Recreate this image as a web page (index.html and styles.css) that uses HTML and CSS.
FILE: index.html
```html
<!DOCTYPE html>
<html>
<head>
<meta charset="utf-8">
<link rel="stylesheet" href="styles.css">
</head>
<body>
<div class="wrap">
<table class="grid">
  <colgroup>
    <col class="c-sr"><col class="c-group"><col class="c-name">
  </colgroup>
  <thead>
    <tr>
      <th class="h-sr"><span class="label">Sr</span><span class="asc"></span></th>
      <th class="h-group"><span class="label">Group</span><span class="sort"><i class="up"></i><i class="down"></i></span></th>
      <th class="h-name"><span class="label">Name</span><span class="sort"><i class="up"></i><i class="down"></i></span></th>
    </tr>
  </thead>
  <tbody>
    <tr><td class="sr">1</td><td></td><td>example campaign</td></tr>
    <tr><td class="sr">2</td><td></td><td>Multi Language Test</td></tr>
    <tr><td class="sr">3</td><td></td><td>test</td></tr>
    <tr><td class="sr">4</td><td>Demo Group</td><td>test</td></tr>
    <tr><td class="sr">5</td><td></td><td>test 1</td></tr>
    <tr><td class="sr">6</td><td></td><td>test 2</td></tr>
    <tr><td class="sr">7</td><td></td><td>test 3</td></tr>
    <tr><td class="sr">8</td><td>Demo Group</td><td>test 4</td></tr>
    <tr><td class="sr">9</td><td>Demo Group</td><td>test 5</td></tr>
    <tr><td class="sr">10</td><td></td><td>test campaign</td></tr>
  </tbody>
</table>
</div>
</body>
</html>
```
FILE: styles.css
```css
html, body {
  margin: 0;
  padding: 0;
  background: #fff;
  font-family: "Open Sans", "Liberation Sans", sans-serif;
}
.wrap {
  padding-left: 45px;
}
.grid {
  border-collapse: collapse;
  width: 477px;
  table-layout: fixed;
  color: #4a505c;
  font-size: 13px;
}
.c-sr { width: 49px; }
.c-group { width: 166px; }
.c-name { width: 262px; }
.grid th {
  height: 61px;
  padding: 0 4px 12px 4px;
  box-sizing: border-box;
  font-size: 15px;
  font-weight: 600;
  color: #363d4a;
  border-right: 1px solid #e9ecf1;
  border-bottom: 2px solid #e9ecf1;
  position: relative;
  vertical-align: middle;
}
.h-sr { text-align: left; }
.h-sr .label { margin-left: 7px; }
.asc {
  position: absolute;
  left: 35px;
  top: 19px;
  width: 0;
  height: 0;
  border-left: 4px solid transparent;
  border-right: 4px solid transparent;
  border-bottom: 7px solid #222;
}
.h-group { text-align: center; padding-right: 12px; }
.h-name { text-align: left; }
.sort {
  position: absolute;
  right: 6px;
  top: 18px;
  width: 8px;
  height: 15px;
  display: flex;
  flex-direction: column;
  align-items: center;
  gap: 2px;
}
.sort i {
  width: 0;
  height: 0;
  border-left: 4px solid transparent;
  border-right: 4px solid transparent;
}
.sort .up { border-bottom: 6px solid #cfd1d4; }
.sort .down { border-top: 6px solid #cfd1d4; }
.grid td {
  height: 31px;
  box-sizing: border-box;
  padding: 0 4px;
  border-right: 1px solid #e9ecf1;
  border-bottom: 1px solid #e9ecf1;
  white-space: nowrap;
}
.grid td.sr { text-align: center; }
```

........

§ **WHAT YOU HAVE TO DO**: Identify every line above with the string "index" in it. Copy those lines.

§ **THE ANSWER**:
Recreate this image as a web page (index.html and styles.css) that uses HTML and CSS.
FILE: index.html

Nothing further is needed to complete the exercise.